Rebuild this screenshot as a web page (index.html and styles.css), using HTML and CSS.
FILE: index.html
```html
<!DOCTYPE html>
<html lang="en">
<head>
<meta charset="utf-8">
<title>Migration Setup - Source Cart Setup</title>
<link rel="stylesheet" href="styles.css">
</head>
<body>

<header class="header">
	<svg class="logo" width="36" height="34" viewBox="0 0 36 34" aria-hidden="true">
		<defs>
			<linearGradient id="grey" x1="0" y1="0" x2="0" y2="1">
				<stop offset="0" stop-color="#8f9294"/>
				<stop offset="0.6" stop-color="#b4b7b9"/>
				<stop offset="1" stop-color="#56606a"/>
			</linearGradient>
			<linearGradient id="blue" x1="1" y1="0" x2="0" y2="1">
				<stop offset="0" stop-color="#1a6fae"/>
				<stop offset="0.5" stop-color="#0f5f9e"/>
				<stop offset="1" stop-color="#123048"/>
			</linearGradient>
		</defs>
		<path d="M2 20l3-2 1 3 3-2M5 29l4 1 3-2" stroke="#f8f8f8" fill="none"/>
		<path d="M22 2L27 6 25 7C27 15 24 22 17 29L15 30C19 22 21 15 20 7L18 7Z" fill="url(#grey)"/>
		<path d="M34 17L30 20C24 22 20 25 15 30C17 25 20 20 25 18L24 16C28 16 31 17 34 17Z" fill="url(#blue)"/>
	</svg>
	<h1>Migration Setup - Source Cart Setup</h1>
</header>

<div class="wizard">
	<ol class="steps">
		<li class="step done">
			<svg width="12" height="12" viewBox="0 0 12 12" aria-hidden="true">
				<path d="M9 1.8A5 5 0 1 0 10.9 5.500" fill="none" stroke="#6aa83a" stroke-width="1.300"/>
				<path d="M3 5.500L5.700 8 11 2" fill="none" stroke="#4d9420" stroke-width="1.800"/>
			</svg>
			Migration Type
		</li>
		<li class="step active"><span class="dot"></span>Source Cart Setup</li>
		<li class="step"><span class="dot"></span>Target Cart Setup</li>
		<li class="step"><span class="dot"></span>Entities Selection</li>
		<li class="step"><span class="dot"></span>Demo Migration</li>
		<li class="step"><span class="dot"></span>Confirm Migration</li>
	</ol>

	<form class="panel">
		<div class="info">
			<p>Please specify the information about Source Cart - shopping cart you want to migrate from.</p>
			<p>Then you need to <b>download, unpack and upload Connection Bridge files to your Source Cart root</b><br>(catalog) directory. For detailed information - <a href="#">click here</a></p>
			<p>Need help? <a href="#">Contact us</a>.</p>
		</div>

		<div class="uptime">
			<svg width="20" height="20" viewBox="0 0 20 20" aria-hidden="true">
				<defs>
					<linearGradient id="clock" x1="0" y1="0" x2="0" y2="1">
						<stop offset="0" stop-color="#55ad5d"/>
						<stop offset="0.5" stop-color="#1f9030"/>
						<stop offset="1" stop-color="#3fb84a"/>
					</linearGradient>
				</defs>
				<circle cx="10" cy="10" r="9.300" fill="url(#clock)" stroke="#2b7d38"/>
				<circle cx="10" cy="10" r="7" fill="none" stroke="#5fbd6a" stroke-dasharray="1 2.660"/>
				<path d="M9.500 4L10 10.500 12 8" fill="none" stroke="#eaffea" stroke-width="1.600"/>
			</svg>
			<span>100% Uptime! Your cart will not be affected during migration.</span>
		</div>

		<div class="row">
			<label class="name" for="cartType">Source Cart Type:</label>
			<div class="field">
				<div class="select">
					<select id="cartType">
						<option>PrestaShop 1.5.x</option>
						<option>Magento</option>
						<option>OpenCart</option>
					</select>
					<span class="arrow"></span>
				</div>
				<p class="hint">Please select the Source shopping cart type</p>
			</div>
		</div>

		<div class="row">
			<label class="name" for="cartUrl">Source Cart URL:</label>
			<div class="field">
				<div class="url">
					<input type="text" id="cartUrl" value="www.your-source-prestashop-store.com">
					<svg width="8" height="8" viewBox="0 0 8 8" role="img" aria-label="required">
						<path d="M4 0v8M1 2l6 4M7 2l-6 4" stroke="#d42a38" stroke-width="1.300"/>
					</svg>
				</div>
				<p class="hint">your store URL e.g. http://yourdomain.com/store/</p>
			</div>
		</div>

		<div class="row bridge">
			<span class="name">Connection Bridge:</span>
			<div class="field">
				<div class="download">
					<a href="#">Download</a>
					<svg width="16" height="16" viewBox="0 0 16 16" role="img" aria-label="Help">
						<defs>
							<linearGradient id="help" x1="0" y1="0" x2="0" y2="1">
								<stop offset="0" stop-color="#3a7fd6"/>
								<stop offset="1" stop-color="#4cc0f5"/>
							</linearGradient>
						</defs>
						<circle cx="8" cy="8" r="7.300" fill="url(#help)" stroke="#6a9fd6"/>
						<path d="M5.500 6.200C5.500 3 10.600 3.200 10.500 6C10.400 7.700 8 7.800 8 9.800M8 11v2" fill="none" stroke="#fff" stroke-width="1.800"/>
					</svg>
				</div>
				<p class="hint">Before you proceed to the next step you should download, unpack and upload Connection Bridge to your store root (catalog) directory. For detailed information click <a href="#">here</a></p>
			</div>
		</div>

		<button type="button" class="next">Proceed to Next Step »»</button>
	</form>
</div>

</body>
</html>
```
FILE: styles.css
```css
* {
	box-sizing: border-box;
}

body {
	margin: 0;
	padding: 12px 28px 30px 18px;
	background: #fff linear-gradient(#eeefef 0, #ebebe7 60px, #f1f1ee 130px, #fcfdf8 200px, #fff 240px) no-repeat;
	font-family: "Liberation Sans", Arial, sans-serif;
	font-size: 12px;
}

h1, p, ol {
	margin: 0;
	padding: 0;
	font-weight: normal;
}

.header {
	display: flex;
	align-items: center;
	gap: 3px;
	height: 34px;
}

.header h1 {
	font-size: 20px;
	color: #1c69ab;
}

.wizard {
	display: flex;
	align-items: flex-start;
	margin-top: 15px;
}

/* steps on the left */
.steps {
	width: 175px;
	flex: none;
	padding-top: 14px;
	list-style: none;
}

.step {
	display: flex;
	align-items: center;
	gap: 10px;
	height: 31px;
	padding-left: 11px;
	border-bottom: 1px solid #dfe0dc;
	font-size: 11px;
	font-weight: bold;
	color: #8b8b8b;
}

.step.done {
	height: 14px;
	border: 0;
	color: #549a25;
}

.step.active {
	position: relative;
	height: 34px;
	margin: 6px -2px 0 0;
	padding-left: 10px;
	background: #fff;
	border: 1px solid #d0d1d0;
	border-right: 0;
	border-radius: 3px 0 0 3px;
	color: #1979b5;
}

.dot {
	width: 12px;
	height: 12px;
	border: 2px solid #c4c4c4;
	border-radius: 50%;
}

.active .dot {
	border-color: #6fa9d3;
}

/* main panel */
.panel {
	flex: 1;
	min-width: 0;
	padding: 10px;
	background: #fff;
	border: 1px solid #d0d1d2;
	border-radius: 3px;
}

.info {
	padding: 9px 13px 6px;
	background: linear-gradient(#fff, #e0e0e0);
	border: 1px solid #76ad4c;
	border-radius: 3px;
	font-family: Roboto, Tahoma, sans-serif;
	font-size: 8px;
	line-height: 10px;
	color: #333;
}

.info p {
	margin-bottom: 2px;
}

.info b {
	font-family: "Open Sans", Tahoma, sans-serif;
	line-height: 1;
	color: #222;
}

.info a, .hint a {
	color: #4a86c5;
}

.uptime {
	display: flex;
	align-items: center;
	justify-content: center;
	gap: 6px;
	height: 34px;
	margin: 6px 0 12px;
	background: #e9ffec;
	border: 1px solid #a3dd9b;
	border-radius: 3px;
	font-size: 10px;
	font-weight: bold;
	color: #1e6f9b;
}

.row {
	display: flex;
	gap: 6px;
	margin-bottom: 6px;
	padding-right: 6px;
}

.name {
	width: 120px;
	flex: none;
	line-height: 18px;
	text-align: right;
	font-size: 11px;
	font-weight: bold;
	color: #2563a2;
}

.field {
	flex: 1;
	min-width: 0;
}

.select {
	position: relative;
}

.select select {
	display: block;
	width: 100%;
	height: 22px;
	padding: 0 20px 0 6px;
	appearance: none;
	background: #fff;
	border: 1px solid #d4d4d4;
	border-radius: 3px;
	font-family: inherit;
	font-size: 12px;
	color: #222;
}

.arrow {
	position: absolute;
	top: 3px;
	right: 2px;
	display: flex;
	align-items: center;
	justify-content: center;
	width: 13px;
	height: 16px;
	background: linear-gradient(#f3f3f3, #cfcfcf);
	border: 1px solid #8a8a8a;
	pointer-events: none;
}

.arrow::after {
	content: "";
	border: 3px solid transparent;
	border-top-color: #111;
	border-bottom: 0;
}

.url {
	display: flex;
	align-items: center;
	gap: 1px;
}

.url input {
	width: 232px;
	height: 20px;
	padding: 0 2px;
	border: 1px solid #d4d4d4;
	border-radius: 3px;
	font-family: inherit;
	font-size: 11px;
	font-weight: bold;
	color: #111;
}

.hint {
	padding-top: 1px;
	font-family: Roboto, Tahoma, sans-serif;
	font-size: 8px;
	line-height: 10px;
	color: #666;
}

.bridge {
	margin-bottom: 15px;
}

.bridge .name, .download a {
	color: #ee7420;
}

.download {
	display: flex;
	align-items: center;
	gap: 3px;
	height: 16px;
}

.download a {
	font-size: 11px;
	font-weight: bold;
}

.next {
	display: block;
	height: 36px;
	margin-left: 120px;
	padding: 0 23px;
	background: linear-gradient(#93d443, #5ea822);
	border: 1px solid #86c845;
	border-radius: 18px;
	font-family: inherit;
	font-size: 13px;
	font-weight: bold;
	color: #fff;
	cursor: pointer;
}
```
▬▬▬
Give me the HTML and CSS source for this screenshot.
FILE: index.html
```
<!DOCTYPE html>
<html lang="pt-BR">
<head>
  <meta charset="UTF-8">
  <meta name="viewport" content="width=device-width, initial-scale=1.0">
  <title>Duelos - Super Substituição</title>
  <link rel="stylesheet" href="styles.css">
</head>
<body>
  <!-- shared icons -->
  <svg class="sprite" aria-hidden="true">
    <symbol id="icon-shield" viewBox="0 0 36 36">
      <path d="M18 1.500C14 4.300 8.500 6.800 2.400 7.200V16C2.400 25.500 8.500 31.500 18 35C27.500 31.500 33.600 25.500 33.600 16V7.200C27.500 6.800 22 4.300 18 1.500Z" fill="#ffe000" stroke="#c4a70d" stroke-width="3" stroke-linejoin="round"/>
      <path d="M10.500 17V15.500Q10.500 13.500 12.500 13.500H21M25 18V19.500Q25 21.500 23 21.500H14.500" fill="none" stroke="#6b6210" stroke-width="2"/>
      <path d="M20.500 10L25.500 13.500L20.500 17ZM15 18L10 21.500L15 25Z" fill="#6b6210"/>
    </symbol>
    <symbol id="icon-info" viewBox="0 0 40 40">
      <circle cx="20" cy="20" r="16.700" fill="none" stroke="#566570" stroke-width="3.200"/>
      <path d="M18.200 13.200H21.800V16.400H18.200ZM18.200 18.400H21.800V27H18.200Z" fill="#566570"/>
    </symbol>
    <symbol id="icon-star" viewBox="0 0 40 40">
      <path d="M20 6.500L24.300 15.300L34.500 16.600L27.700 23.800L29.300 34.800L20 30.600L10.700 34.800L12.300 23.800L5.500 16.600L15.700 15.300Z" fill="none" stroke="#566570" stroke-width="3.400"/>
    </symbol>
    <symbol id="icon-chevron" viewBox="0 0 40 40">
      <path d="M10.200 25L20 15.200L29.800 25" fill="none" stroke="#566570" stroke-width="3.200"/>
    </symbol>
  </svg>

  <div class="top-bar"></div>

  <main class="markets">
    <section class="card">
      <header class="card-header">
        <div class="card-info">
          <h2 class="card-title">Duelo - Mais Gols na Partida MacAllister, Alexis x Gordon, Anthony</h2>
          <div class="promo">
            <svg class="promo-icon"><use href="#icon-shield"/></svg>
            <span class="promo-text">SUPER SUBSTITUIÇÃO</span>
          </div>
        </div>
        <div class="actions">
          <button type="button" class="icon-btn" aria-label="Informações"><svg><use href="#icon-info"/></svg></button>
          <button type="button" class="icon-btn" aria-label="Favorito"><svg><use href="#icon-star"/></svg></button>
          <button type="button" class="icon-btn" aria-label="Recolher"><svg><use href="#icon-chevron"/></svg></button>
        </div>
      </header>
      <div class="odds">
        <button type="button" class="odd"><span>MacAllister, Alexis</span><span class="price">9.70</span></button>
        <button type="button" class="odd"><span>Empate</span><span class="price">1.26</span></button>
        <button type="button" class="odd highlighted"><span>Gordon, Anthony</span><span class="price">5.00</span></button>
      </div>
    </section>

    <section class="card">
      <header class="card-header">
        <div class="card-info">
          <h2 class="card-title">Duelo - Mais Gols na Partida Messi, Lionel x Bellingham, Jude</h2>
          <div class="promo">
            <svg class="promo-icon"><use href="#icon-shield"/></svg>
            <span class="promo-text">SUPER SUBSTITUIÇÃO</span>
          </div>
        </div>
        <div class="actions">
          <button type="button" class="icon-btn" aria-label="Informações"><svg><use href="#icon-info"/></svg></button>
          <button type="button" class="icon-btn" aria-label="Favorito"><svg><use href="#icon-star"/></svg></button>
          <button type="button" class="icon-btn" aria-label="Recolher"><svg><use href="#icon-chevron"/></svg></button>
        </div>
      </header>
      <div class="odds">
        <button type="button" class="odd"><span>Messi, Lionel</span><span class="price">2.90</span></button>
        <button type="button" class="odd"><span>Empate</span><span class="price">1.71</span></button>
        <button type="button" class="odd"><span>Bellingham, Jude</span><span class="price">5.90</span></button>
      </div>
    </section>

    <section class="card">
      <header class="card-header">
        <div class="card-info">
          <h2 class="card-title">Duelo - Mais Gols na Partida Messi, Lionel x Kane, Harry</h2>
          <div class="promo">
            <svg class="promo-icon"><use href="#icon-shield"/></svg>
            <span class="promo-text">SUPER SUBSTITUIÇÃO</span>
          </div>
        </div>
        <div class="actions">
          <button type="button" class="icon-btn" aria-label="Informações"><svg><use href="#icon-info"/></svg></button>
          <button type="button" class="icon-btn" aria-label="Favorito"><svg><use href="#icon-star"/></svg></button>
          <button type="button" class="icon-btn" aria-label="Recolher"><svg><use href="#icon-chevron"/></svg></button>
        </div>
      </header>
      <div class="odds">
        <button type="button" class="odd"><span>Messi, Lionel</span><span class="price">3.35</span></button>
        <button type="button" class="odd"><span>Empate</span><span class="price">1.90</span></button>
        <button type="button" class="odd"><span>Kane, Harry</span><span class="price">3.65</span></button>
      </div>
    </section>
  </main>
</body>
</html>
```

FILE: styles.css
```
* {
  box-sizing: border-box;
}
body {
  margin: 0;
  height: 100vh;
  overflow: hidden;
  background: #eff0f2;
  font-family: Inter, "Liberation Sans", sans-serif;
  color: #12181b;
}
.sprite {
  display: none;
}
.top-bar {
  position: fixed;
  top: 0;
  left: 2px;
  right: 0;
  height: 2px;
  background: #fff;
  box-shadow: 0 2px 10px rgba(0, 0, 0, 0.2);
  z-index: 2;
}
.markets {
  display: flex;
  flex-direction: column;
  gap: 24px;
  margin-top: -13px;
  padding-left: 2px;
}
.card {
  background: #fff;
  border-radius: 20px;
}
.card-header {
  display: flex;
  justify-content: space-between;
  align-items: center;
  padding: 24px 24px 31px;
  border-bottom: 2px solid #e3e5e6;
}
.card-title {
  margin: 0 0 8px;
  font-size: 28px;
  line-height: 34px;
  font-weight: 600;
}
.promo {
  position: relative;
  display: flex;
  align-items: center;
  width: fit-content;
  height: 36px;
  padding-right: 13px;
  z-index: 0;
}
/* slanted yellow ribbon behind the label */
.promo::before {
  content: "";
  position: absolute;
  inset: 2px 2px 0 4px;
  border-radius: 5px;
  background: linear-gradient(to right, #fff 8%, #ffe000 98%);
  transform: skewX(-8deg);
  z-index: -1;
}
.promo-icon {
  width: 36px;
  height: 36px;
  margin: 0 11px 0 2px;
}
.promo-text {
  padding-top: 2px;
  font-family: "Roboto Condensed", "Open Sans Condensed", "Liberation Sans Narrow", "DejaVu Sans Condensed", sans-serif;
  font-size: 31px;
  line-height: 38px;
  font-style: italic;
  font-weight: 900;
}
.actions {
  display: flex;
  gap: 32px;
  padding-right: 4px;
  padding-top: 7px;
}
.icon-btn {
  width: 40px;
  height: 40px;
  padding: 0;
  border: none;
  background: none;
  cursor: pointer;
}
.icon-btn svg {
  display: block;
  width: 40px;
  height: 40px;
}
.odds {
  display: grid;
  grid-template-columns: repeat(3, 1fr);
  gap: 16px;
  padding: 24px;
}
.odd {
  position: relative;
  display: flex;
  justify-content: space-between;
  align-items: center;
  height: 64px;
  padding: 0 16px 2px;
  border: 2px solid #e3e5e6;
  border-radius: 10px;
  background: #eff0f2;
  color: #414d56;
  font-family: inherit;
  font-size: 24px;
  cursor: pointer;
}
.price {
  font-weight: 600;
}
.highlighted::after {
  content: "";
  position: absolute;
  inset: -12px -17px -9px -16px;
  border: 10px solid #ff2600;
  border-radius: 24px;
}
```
▬▬▬
_WHAT TO WORK ON_
State the number of lines in the data that include the string "screenshot", and add nothing else.

_RESULT BELOW_
2